Dom Walmor citou iniciativas como os avanços em torno do tema central da próxima Assembleia Geral da CNBB; o trabalho de gestão na sede e nos regionais da conferência, com “avanços importantes” do ponto de vista do equilíbrio administrativo e financeiro; a implementação do Pacto pela Vida e pelo Brasil; a presença da CNBB no Observatório de Direitos Humanos do Poder Judiciário; e o processo de construção do novo estatuto da CNBB.
Mensagem ao Papa e ao povo brasileiro
Os bispos também preparam uma mensagem que será enviada para o Papa Francisco, como é realizado a cada ano, por ocasião das assembleias gerais. O arcebispo de São Paulo (SP), cardeal Odilo Pedro Scherer, coordenou a construção do texto que está baseado na proximidade dos bispos do Brasil com o Papa e no agradecimento pela proximidade do Santo Padre com o Brasil. Uma mensagem ao povo brasileiro por conta da pandemia do novo coronavírus também foi preparada pelos bispos.
Ação evangelizadora da Igreja na pós pandemia
No período da tarde, a reunião dos bispos seguiu com uma reflexão da teóloga e professora e decana do Centro de Teologia e Ciências Humanas da PUC-Rio, Maria Clara Bingemer. Coube à professora apresentar pontos para uma reflexão sobre a ação evangelizadora da Igreja num cenário pós pandemia.
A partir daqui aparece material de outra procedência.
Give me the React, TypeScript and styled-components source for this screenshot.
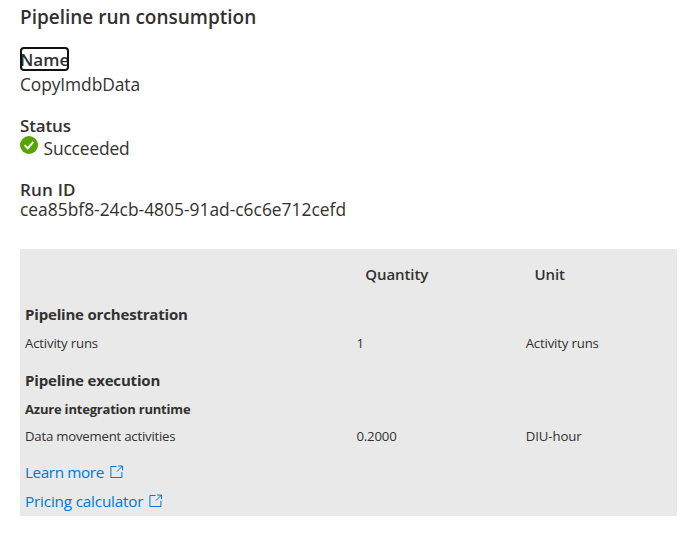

Ela destacou cinco pontos: a) Retomar o luto com o olhar pascal; b) Parceria mais estreita com a ciência; c) Abrir mais espaço para a beleza e arte como elementos para reencantar os corações; d) Revalorizar o espaço doméstico e a experiência da Igreja nas casas; e) Cuidado da terra e cuidado com a casa comum.
Partilhas
Na sequência da reunião, os bispos deram continuidade da primeira parte de uma série de partilhas sobre as atividades de Comissões, regionais e pastorais iniciada pela manhã. A presidência da CNBB apresentou uma atualização da campanha É Tempo de Cuidar e também um balanço sobre a gestão administrativo-financeira da CNBB no contexto da pandemia.